Will Bill S-211 have an evolutionary impact on Canadian businesses?

By Lori Mathison
May 22, 2024
Will Bill S-211 have an evolutionary impact on Canadian businesses?
Photo credit: Sam Edwards/iStock/Getty Images

In this podcast episode, Lori Mathison, FCPA, FCGA, LLB, president and CEO, CPABC talks with MNP’s Peter Guo, CPA, CA, about the potential impact of Bill S-211, the Fighting Against Forced Labour and Child Labour in Supply Chains Act, on Canadian businesses. Part of our Coffee Chats with CPABC podcast series.

A recent piece of federal legislation—Bill S-211, the Fighting Against Forced Labour and Child Labour in Supply Chains Act (the Act)—requires that many Canadian businesses begin reporting on forced labour and child labour risks. 
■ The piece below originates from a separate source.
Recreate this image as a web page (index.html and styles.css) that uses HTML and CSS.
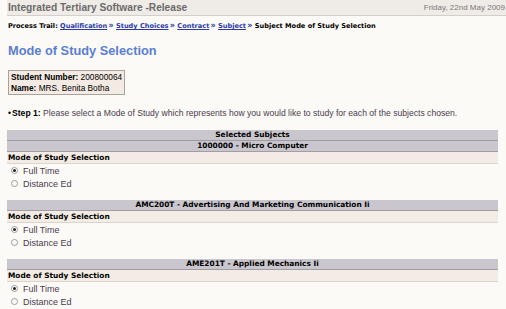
FILE: index.html
```html
<!DOCTYPE html>
<html lang="en">
<head>
    <meta charset="UTF-8">
    <title>Mode of Study Selection</title>
    <link rel="stylesheet" href="styles.css">
</head>
<body>
    <div class="topbar">
        <span class="app-name">Integrated Tertiary Software -Release</span>
        <span class="date">Friday, 22nd May 2009</span>
    </div>

    <div class="page">
        <div class="trail">
            Process Trail:
            <a href="#">Qualification</a> <span class="sep">&raquo;</span>
            <a href="#">Study Choices</a> <span class="sep">&raquo;</span>
            <a href="#">Contract</a> <span class="sep">&raquo;</span>
            <a href="#">Subject</a> <span class="sep">&raquo;</span>
            Subject Mode of Study Selection
        </div>

        <h1>Mode of Study Selection</h1>

        <div class="student">
            <div><b>Student Number:</b> 200800064</div>
            <div><b>Name:</b> MRS. Benita Botha</div>
        </div>

        <p class="step"><span class="bullet">&bull;</span><b>Step 1:</b> Please select a Mode of Study which represents how you would like to study for each of the subjects chosen.</p>

        <div class="subjects">
            <div class="head">Selected Subjects</div>

            <div class="subject">
                <div class="head">1000000 - Micro Computer</div>
                <div class="mode-title">Mode of Study Selection</div>
                <label class="option"><input type="radio" name="s1" checked> Full Time</label>
                <label class="option"><input type="radio" name="s1"> Distance Ed</label>
            </div>

            <div class="subject">
                <div class="head">AMC200T - Advertising And Marketing Communication Ii</div>
                <div class="mode-title">Mode of Study Selection</div>
                <label class="option"><input type="radio" name="s2" checked> Full Time</label>
                <label class="option"><input type="radio" name="s2"> Distance Ed</label>
            </div>

            <div class="subject">
                <div class="head">AME201T - Applied Mechanics Ii</div>
                <div class="mode-title">Mode of Study Selection</div>
                <label class="option"><input type="radio" name="s3" checked> Full Time</label>
                <label class="option"><input type="radio" name="s3"> Distance Ed</label>
            </div>
        </div>
    </div>
</body>
</html>
```

FILE: styles.css
```css
body {
    margin: 0;
    background-color: #fcfaf6;
    font-family: 'Liberation Sans', Arial, sans-serif;
    font-size: 9px;
    color: #000;
    overflow: hidden;
}

.topbar {
    display: flex;
    justify-content: space-between;
    align-items: center;
    height: 15px;
    margin-left: 7px;
    padding: 0 1px;
    background-color: #efebe7;
    border-bottom: 1px solid #d4cfca;
    white-space: nowrap;
}

.app-name {
    font-size: 10.2px;
    font-weight: bold;
    color: #6c6a6a;
}

.date {
    font-size: 8px;
    color: #7a7878;
}

.page {
    padding: 0 8px;
}

.trail {
    margin-top: 5px;
    font-family: 'DejaVu Sans', Verdana, sans-serif;
    font-size: 6.6px;
    font-weight: bold;
    white-space: nowrap;
}

.trail a {
    color: #2b3aa8;
}

.trail .sep {
    color: #2b3aa8;
    font-size: 8px;
    margin-left: -1px;
}

h1 {
    margin: 13px 0 0;
    font-size: 12.8px;
    color: #5a7fd3;
}

.student {
    display: inline-block;
    margin-top: 12px;
    padding: 1px 2px;
    background-color: #f3ebe3;
    border: 1px solid #a9a29c;
    font-size: 8.3px;
    line-height: 10.5px;
}

.step {
    margin: 13px 0 0;
    color: #4a3b4e;
    font-size: 8.6px;
}

.step b {
    color: #000;
}

.bullet {
    color: #000;
    margin-right: 1px;
}

.subjects {
    margin: 12px 0 0 -1px;
    width: 491px;
}

.head {
    height: 10px;
    line-height: 10px;
    background-color: #cac6cd;
    border-bottom: 1px solid #a19ca6;
    text-align: center;
    font-family: 'DejaVu Sans', Verdana, sans-serif;
    font-size: 7.4px;
    font-weight: bold;
}

.subject {
    margin-bottom: 10px;
}

.mode-title {
    height: 11px;
    line-height: 11px;
    background-color: #f3ece4;
    border-bottom: 1px solid #ddd5cd;
    font-family: 'DejaVu Sans', Verdana, sans-serif;
    font-size: 7.4px;
    font-weight: bold;
    padding-left: 1px;
}

.option {
    display: flex;
    align-items: center;
    height: 13px;
    padding-left: 4px;
    color: #4a3b4e;
}

.option input {
    appearance: none;
    width: 7px;
    height: 7px;
    margin: 0 5px 0 0;
    border: 1px solid #9a9a9a;
    border-radius: 50%;
    background-color: #fff;
    display: flex;
    align-items: center;
    justify-content: center;
}

.option input:checked::after {
    content: "";
    width: 3px;
    height: 3px;
    border-radius: 50%;
    background-color: #222;
}
```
By greatly strengthening supply chain disclosures, the Act is intended to fulfil Canada’s international commitment to combatting forced labour and child labour. In seeking to protect vulnerable populations from human rights abuses and exploitation, Bill S-211 connects directly to the “S” or “social pillar” of ESG. 

To gain some insight on Bill S-211 and its potential to move the dial on ESG, I recently spoke with Peter Guo, CPA, CA, founding partner of the enterprise risk services team at MNP and first vice-chair of the CPABC Board of Directors. 

Lori: How big is the problem of forced labour and child labour in Canada? 

Peter: It’s estimated that in recent years, G20 countries have imported almost half a trillion dollars of goods annually that are at risk of unfair labour practices, such as forced and child labour. These goods include electronics, textiles, and agriculture and food products, among others. From a social justice and human rights perspective, these products have a significant impact on the people who produce them, as well as on (often unsuspecting) consumers.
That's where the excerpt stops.